My guilt and my shame Always sell me short, always feel the same
These are the opening words to Slipknot’s song Sulfur. I found this song meaningful the other day as I was running. The day before, Ronda called me out on being angry and not content. When I run I usually tie that time to think and meditate on my life and today was no exception. I realized that my guilt and my shame always sell me short and hurt my relationships, especially those with God & Ronda. As I have been reading the Shack, I read yesterday as ‘Mack’ was talking with papa and it came up that marriage is no institution but a relationship. I’m glad for Ronda because she keeps me straight.

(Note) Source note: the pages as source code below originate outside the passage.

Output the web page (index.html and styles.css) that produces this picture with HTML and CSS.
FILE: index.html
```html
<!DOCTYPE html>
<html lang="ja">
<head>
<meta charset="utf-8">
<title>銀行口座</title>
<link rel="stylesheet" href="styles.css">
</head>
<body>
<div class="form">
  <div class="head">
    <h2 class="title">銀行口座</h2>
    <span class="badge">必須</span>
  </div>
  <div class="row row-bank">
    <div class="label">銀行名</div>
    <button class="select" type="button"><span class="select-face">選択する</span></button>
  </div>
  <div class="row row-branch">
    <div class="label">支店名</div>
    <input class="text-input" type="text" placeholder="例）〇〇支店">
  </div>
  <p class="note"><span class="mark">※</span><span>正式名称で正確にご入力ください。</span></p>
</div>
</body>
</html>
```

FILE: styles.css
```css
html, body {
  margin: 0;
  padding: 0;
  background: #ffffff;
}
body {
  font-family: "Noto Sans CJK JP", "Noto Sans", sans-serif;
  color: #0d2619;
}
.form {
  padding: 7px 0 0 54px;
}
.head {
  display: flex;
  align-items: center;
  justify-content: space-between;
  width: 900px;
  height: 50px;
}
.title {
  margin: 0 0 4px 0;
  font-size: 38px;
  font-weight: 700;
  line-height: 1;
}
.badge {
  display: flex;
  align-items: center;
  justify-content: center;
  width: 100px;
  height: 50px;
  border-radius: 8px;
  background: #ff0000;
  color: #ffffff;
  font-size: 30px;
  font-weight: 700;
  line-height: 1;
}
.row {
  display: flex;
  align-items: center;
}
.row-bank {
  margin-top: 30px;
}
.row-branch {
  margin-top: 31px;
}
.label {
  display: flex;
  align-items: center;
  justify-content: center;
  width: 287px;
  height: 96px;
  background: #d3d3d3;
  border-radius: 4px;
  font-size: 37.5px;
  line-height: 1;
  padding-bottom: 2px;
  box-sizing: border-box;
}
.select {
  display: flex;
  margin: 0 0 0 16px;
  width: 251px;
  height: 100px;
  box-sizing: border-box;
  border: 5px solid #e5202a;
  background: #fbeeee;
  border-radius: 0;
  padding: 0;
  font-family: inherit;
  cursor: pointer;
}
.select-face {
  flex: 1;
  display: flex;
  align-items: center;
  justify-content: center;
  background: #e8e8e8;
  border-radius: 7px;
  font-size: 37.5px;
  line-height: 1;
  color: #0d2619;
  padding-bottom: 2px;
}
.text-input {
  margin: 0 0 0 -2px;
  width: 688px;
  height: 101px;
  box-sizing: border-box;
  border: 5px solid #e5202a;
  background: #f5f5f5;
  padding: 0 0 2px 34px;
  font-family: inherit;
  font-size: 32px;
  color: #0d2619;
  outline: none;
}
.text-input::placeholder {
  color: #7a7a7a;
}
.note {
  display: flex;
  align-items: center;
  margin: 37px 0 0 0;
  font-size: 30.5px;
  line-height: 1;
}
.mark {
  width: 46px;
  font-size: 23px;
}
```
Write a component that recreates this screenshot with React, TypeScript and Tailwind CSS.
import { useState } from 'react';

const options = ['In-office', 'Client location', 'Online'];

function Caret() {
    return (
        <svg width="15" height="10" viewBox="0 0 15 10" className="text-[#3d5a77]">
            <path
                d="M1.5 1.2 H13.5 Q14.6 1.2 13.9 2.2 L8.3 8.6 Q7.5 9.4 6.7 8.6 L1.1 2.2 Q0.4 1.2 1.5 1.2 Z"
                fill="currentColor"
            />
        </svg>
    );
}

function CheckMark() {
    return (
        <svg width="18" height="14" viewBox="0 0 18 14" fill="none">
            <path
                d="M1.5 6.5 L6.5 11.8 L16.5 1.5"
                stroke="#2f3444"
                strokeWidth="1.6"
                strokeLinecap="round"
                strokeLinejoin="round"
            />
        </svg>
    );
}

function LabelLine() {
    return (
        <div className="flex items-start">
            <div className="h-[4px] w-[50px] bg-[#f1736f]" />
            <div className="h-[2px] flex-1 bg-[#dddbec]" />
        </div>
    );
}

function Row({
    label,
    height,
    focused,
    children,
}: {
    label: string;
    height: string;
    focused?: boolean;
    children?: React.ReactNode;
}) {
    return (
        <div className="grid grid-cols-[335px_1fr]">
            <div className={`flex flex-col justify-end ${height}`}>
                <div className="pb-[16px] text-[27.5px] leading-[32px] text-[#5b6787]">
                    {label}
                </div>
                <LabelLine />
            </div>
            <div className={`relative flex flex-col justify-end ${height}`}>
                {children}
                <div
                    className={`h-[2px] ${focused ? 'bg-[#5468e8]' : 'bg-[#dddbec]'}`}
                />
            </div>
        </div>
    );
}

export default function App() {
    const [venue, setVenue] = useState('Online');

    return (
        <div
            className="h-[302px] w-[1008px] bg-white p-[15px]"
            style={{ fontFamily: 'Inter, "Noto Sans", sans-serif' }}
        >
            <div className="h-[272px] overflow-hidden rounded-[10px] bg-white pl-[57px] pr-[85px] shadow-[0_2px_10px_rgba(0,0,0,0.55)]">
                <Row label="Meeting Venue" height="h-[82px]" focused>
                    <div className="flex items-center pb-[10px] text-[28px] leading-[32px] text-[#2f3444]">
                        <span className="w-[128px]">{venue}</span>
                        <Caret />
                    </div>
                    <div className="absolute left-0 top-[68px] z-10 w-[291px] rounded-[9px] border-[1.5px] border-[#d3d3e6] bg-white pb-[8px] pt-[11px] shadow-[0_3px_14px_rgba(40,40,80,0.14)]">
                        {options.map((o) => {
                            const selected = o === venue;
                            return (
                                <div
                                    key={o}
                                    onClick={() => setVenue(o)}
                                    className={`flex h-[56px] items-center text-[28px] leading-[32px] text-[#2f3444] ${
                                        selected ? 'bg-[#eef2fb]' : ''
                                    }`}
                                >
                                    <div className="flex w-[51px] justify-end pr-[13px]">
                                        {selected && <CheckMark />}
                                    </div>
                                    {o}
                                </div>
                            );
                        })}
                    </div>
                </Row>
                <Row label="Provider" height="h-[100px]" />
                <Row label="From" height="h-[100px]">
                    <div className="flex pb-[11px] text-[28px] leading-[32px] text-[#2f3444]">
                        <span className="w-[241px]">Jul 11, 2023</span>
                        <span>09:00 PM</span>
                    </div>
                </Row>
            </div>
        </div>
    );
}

Another line from the song, from the chorus, is: Stay, you don’t always know where you stand; Till you know that you won’t run away. This is relevant because in the conversation with Ronda she said that she thought is was a testament that I’m so good and that I am still standing. These last few years have attacked and mutilated me in ways that are hard to explain. It is comforting to have someone outside my own head tell me that I’m still standing.
I’ve often thought that I’d like to get a tattoo of the Chinese characters (or maybe a Koi, which also stands for strength, perseverance and being able to stand up under the pressure) for bent, but not broken… It reminds of Paul in Philippians when he says that we are pressed but not crushed persecuted not abandoned Struck down but not destroyed.